What the task requires:
All of the data that follows should be retyped exactly, please, except the pictures.

Available data:
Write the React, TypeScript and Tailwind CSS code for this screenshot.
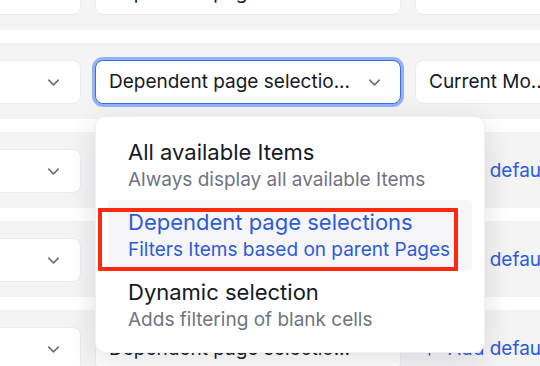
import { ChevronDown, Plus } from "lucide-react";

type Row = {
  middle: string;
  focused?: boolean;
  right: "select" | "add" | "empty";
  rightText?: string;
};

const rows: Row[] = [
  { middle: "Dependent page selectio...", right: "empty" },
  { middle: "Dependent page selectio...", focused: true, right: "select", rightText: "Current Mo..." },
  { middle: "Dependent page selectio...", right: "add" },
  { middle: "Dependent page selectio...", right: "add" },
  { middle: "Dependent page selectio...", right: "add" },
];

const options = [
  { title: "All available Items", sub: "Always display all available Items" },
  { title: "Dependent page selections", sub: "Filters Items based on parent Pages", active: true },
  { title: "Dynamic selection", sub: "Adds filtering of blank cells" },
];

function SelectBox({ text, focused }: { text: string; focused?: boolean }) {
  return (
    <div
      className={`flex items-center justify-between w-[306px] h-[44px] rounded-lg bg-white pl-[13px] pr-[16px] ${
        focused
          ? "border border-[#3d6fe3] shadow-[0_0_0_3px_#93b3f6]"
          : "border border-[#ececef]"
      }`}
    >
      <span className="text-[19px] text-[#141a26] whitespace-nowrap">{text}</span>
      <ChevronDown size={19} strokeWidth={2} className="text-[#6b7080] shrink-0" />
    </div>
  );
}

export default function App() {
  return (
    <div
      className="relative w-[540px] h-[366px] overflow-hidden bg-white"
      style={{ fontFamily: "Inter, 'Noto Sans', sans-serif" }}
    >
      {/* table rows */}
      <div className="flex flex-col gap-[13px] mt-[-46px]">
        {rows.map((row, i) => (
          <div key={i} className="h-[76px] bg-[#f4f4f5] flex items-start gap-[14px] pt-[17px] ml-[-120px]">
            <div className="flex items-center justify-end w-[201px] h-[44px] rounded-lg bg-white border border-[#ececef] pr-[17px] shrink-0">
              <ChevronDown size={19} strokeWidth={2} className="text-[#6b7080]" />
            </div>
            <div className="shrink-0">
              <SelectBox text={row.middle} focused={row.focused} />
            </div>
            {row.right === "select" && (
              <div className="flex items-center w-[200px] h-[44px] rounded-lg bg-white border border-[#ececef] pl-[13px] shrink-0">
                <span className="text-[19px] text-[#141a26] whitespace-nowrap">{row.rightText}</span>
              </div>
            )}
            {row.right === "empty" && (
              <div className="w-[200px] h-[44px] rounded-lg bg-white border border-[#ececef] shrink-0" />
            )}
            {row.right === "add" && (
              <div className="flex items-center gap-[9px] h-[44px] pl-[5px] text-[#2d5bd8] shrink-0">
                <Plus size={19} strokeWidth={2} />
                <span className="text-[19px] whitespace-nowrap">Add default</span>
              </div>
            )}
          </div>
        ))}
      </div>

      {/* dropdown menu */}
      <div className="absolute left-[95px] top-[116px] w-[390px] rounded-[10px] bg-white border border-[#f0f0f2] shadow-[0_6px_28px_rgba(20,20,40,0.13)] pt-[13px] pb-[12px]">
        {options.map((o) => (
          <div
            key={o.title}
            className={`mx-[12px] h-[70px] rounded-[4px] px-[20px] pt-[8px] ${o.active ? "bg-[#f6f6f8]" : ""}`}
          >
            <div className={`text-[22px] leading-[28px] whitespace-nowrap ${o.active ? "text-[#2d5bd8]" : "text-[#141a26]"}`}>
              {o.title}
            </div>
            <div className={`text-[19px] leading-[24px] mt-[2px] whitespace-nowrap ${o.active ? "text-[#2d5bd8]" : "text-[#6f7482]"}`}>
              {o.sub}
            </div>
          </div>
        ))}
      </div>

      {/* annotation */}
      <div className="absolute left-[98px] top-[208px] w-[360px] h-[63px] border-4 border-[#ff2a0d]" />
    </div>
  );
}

Final answer:
Write the React, TypeScript and Tailwind CSS code for this screenshot.
import { ChevronDown, Plus } from "lucide-react";

type Row = {
  middle: string;
  focused?: boolean;
  right: "select" | "add" | "empty";
  rightText?: string;
};

const rows: Row[] = [
  { middle: "Dependent page selectio...", right: "empty" },
  { middle: "Dependent page selectio...", focused: true, right: "select", rightText: "Current Mo..." },
  { middle: "Dependent page selectio...", right: "add" },
  { middle: "Dependent page selectio...", right: "add" },
  { middle: "Dependent page selectio...", right: "add" },
];

const options = [
  { title: "All available Items", sub: "Always display all available Items" },
  { title: "Dependent page selections", sub: "Filters Items based on parent Pages", active: true },
  { title: "Dynamic selection", sub: "Adds filtering of blank cells" },
];

function SelectBox({ text, focused }: { text: string; focused?: boolean }) {
  return (
    <div
      className={`flex items-center justify-between w-[306px] h-[44px] rounded-lg bg-white pl-[13px] pr-[16px] ${
        focused
          ? "border border-[#3d6fe3] shadow-[0_0_0_3px_#93b3f6]"
          : "border border-[#ececef]"
      }`}
    >
      <span className="text-[19px] text-[#141a26] whitespace-nowrap">{text}</span>
      <ChevronDown size={19} strokeWidth={2} className="text-[#6b7080] shrink-0" />
    </div>
  );
}

export default function App() {
  return (
    <div
      className="relative w-[540px] h-[366px] overflow-hidden bg-white"
      style={{ fontFamily: "Inter, 'Noto Sans', sans-serif" }}
    >
      {/* table rows */}
      <div className="flex flex-col gap-[13px] mt-[-46px]">
        {rows.map((row, i) => (
          <div key={i} className="h-[76px] bg-[#f4f4f5] flex items-start gap-[14px] pt-[17px] ml-[-120px]">
            <div className="flex items-center justify-end w-[201px] h-[44px] rounded-lg bg-white border border-[#ececef] pr-[17px] shrink-0">
              <ChevronDown size={19} strokeWidth={2} className="text-[#6b7080]" />
            </div>
            <div className="shrink-0">
              <SelectBox text={row.middle} focused={row.focused} />
            </div>
            {row.right === "select" && (
              <div className="flex items-center w-[200px] h-[44px] rounded-lg bg-white border border-[#ececef] pl-[13px] shrink-0">
                <span className="text-[19px] text-[#141a26] whitespace-nowrap">{row.rightText}</span>
              </div>
            )}
            {row.right === "empty" && (
              <div className="w-[200px] h-[44px] rounded-lg bg-white border border-[#ececef] shrink-0" />
            )}
            {row.right === "add" && (
              <div className="flex items-center gap-[9px] h-[44px] pl-[5px] text-[#2d5bd8] shrink-0">
                <Plus size={19} strokeWidth={2} />
                <span className="text-[19px] whitespace-nowrap">Add default</span>
              </div>
            )}
          </div>
        ))}
      </div>

      {/* dropdown menu */}
      <div className="absolute left-[95px] top-[116px] w-[390px] rounded-[10px] bg-white border border-[#f0f0f2] shadow-[0_6px_28px_rgba(20,20,40,0.13)] pt-[13px] pb-[12px]">
        {options.map((o) => (
          <div
            key={o.title}
            className={`mx-[12px] h-[70px] rounded-[4px] px-[20px] pt-[8px] ${o.active ? "bg-[#f6f6f8]" : ""}`}
          >
            <div className={`text-[22px] leading-[28px] whitespace-nowrap ${o.active ? "text-[#2d5bd8]" : "text-[#141a26]"}`}>
              {o.title}
            </div>
            <div className={`text-[19px] leading-[24px] mt-[2px] whitespace-nowrap ${o.active ? "text-[#2d5bd8]" : "text-[#6f7482]"}`}>
              {o.sub}
            </div>
          </div>
        ))}
      </div>

      {/* annotation */}
      <div className="absolute left-[98px] top-[208px] w-[360px] h-[63px] border-4 border-[#ff2a0d]" />
    </div>
  );
}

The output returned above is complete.